Notice the difference: the strong summary is specific, quantified, and tailored. It tells the recruiter exactly what you've done and what you can do for them.
Work Experience
This is the most important section of your resume. For each role, list: job title, company name, location, and dates (month/year). Under each role, write 3–6 bullet points that describe your accomplishments — not just your duties.
The golden rule: every bullet point should show impact, not just activity. Use the CAR formula — Challenge, Action, Result — to craft strong bullets.
Start every bullet with a strong action verb: Led, Built, Reduced, Launched, Negotiated, Designed, Achieved, Increased, Streamlined, Collaborated. Avoid weak openers like "Helped with," "Assisted in," or "Responsible for."
Education
For most professionals with 3+ years of experience, education comes after work experience. For recent graduates, it goes near the top. Include:
- Degree and major (e.g., B.Sc. in Computer Science)
- University name and location
- Graduation year (omit if more than 15 years ago)
- GPA only if 3.5 or above
- Relevant honors, dean's list, or academic achievements
- Relevant coursework (only for entry-level candidates)
Skills Section
Your skills section should be a curated list of your most relevant hard skills, tools, and technologies. Group them into categories for readability. Avoid listing vague soft skills like "team player" or "good communicator" — these belong in your bullet points as demonstrated achievements, not as standalone claims.
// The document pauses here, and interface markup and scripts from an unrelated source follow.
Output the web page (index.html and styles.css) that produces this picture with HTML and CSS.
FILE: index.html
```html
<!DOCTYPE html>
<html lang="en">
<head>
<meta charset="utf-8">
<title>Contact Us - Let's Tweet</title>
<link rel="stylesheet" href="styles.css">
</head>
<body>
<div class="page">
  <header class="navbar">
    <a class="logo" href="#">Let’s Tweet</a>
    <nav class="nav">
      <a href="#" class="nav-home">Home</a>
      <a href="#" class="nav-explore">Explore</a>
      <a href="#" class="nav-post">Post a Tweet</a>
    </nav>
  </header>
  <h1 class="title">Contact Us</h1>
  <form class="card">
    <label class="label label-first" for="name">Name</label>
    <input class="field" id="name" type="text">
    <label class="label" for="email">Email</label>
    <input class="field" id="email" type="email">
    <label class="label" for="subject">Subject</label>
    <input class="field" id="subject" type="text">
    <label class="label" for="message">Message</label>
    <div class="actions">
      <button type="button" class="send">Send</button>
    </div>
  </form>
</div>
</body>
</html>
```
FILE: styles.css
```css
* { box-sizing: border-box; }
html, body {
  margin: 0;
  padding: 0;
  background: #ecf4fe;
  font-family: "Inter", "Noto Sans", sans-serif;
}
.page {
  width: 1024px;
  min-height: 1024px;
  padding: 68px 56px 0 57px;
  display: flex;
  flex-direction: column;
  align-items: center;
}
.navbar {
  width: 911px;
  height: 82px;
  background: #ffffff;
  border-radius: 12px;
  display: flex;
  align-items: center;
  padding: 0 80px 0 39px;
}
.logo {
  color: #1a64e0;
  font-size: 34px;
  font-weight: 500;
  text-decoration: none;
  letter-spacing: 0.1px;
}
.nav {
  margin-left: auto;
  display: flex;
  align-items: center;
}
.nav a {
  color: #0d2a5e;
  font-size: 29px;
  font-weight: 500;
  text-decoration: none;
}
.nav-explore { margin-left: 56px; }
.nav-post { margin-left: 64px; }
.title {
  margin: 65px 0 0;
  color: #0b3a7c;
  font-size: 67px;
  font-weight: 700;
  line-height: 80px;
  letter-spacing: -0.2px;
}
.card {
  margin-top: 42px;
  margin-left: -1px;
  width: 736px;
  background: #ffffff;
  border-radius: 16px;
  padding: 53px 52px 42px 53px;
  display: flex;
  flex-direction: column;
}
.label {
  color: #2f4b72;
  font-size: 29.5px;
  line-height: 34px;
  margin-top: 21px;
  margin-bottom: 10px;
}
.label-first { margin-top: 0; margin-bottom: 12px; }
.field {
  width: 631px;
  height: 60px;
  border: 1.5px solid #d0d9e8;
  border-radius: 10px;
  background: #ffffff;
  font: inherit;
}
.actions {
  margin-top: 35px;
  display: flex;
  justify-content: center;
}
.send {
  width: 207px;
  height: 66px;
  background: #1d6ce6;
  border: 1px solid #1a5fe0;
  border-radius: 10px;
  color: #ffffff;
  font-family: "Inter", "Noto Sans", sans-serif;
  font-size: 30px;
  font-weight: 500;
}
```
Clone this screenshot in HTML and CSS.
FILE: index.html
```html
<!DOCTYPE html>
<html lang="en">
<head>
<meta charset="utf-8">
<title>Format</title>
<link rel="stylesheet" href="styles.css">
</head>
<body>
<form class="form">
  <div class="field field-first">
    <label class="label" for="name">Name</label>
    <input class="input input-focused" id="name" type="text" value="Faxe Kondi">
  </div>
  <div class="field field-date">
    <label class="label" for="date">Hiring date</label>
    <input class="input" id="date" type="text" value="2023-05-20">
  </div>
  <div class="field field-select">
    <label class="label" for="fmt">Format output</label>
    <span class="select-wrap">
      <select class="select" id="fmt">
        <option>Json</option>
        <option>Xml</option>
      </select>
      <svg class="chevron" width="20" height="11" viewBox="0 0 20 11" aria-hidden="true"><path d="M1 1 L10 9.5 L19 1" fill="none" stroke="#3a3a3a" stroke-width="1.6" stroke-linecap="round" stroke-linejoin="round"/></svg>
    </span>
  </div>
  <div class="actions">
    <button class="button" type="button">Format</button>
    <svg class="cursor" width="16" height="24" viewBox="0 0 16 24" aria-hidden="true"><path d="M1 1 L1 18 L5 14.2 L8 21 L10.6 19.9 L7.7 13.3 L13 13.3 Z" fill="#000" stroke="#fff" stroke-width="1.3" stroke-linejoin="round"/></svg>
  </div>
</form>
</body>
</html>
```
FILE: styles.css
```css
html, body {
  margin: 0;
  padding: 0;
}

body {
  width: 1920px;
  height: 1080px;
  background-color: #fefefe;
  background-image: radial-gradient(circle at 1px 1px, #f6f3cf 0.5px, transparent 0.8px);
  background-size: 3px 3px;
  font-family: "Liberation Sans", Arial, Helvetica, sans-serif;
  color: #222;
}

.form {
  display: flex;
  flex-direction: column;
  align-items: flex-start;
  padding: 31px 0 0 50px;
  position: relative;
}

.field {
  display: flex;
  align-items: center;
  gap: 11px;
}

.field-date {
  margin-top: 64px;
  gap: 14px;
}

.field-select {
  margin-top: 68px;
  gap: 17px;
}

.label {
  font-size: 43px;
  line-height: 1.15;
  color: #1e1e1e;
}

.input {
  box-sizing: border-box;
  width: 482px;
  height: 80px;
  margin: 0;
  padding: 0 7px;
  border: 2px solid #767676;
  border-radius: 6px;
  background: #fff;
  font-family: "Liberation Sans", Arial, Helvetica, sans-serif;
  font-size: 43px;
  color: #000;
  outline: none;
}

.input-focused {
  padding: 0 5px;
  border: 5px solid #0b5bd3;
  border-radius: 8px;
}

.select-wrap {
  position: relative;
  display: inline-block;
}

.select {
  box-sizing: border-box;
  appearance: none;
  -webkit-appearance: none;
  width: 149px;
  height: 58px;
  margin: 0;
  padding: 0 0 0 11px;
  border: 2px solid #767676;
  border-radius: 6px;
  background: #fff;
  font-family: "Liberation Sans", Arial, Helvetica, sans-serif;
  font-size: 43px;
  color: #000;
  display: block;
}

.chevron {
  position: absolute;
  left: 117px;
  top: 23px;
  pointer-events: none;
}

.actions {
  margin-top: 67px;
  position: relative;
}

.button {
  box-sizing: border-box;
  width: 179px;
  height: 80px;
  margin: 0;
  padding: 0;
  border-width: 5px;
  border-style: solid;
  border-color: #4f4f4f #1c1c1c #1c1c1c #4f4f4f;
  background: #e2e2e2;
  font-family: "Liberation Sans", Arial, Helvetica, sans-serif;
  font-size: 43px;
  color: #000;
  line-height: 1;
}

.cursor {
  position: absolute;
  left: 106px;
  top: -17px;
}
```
HubSpot · Salesforce · Marketo · Mailchimp · ActiveCampaign
Google Analytics 4 · SEMrush · Ahrefs · Google Search Console · Looker
Google Ads · Meta Ads · LinkedIn Ads · Programmatic Display
Certifications & Professional Development
List relevant certifications with the issuing organization and year earned. This section can significantly strengthen your resume, especially when transitioning into a new field. Always include certifications that are mentioned or implied in the job description.
Optional Sections
Depending on your background and the role, you may also include:
- Projects — especially valuable for developers, designers, and recent graduates
- Volunteer Experience — demonstrates character and can fill employment gaps meaningfully
- Languages — always include if relevant or if the job description mentions multilingual needs
- Publications or Speaking — for academic, research, or thought-leadership roles
- Awards & Honors — industry awards, sales rankings, employee recognition
Common Resume Mistakes to Avoid
Even experienced professionals make resume mistakes that cost them interviews. Here are the most common — and most damaging — errors to watch out for.
Mistake 1: Using One Generic Resume for Every Job
This is the number one resume mistake. A generic resume that isn't tailored to the specific job posting performs poorly in both ATS scoring and human review. Recruiters can immediately tell when a resume wasn't written with their job in mind.
Fix: Create a master resume with all your experience, then tailor a targeted version for each application. Adjust your summary, reorder bullet points, and swap keywords to match each job description. It takes 15 minutes per application and dramatically increases your callback rate.
Mistake 2: Writing Duties Instead of Achievements
Listing what your job description said — rather than what you actually accomplished — is the second biggest mistake. Recruiters already know what a Sales Manager does. They want to know how you performed in that role.
Fix: For every bullet point, ask yourself: "So what?" What was the result? What changed because of what I did? If you can answer that, you have an achievement. If you can add a number to it, even better.
Mistake 3: Poor Formatting and Hard-to-Read Design
Overly designed resumes with multiple columns, infographics, skill bars, and decorative elements may look impressive on screen, but they often fail ATS parsing and frustrate busy recruiters. Common formatting mistakes include:
- Font sizes below 10pt or above 12pt for body text
- Inconsistent formatting (mixing bold, italic, and underline randomly)
- Margins narrower than 0.5 inches
- Using skill rating bars (these are subjective and meaningless to recruiters)
- Including a photo (in the US, UK, Canada, and Australia — this is a red flag)
Mistake 4: Typos and Grammatical Errors
A single typo can cost you an interview. According to multiple hiring surveys, over 70% of hiring managers will immediately disqualify a candidate for spelling or grammar errors. Your resume represents your professionalism — errors suggest carelessness.
Fix: After writing, proofread out loud (you catch different errors that way), use Grammarly or a similar tool, then have a trusted friend review it. Read it backwards to catch spelling errors your brain skips over.
Mistake 5: Including Irrelevant or Outdated Information
Your resume should be a curated highlight reel, not a complete life history. Common irrelevant inclusions:
- Jobs from more than 10–15 years ago (unless highly relevant)
- High school education (once you have a degree)
- Hobbies and personal interests (unless directly relevant to the role)
- Outdated software or technologies (e.g., listing "Microsoft Office" as a skill in 2025)
- "References available upon request" — this is implied and wastes space
Mistake 6: Vague or Unmeasured Bullet Points
Vague language like "improved performance," "contributed to growth," or "helped increase sales" means nothing without context. Recruiters see hundreds of resumes with the same meaningless phrases.
Fix: Quantify whenever possible. Numbers stand out visually and prove your claims. Think about: percentages, dollar amounts, team sizes, timeframes, rankings, volume of work processed, or number of clients served.